Who onboards the AI? Who ensures its behaviour aligns with your values—not just your workflows? When things go wrong, who’s accountable? And when they go right, who gets the credit?

 

3. Are career paths evolving—or quietly evaporating?

As AI forces change in job descriptions, traditional progression models must evolve. How do you offer meaningful growth when many foundational, early-career experiences are automated?

 

4. Are we optimising performance—or burning people out?

In removing admin overhead and friction, AI also risks the valuable cognitive breathing space people rely on to reset. Are you designing workflows that boost productivity and protect wellbeing?

 

5. Do our people trust us to use AI responsibly?

The more employees use AI, the more anxious they become about job security. Trust doesn’t come from productivity stats; it comes from transparency, ethical safeguards, and meaningful involvement.

 

These questions only scratch the surface. In a world where AI is reshaping the workplace, HR has to lead the design of how humans and machines work together. Because if HR doesn’t, someone else will. And they won’t be thinking about people.

 

So, how do we sympathetically redesign work so humans and AI can collaborate responsibly and effectively?

 

Creating a Silicon Employee Roadmap

 

One way to assess, plan, and integrate AI into your organisation’s internal operations is with a Silicon Employee Roadmap. The Roadmap is the strategic blueprint your board expects—and your organisation needs—to thrive in the Intelligence Era.

The Silicon Employee Roadmap stops AI adoption from becoming a scattered pile of pilots and turns it into a coherent, human-first transformation. The Roadmap shows leaders where AI genuinely adds value, who (human, AI, or both) should perform each task, and how to measure success and de-risk the change.

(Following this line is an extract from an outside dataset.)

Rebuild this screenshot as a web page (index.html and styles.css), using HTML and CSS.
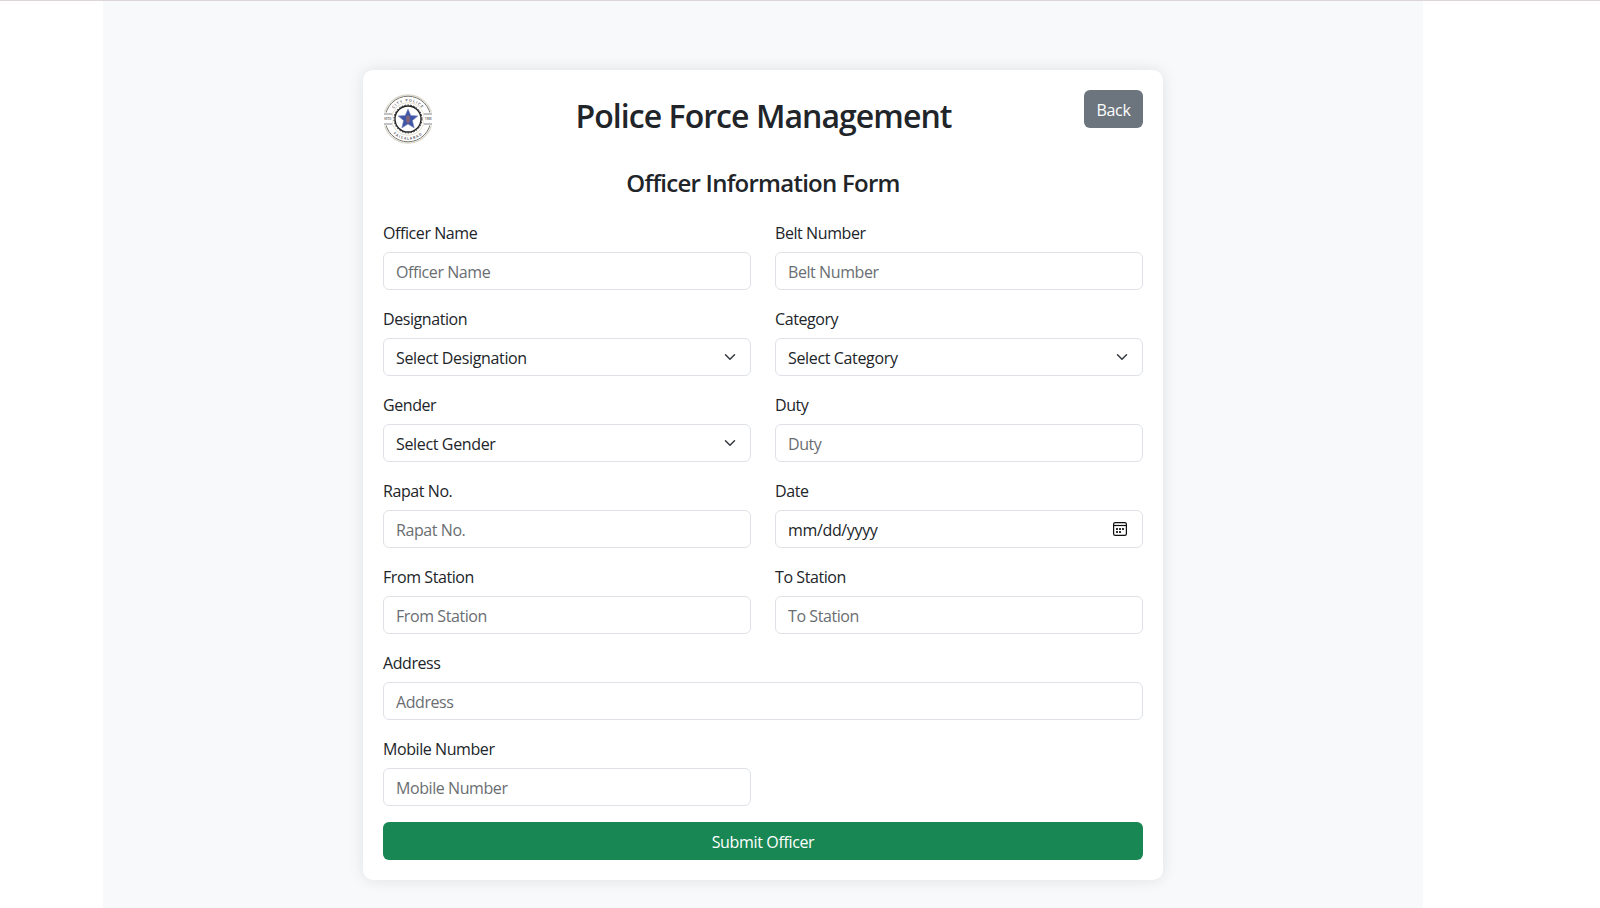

In short, it turns “let’s try some AI” into a disciplined journey that boosts productivity, protects culture, and gives HR and executive teams a single source of truth for navigating the intelligence era. Moreover, creating the Roadmap is transformative in its own right: it maps the whole value stream, surfaces human bottlenecks, and provides a clear direction.

 

1. Value-Stream Map – Surface the Human Bottlenecks

Map the flow of work—every activity, handoff, approval, and wait state. Track cycle times, rework, and error rates to expose where human capacity, sign-offs, or siloed data are throttling throughput. These become your high-value targets for redesign.

 

2. Intelligence Allocation Map – Decide Who (or What) Executes

Break complex activities into their component tasks and assign them to three lanes: AI-Only for high-volume, rules-based tasks; Human+AI for judgment-led collaboration; and Human-Only for more nuanced or regulated work.

 

3. Outcome & Goal Canvas – Anchor the “Why” in What Matters

Link each initiative to what matters most: business outcomes, people outcomes, and compliance outcomes. Define KPIs. Set baselines. Measure progress visibly—and in ways your board will care about.

 

4. Action Roadmap – Turn Insight Into Execution

Prioritise initiatives across 30-, 90-, and 180-day horizons. Assign ownership, set budgets, and bake in governance checkpoints. Pair quick wins (AI assistants, low-code automation) with longer-range bets (workflow reengineering, internal skills academies).

 

 

The real power of the Silicon Employee Roadmap comes when it’s paired with Opportunity Definition and Riskiest Assumption Tests. Together, they form a low-cost, low-risk toolkit for experimentation—enabling you to validate where AI can drive real commercial impact without compromising culture, trust, or workforce dynamics.

The Time is Now

AI isn’t coming. It’s already reshaping how work gets done at every level in every industry. This reshaping creates a defining moment for HR—not to react but to lead. Because this isn’t a tech implementation; it’s a human transformation. And how we choose to lead will define the future of work.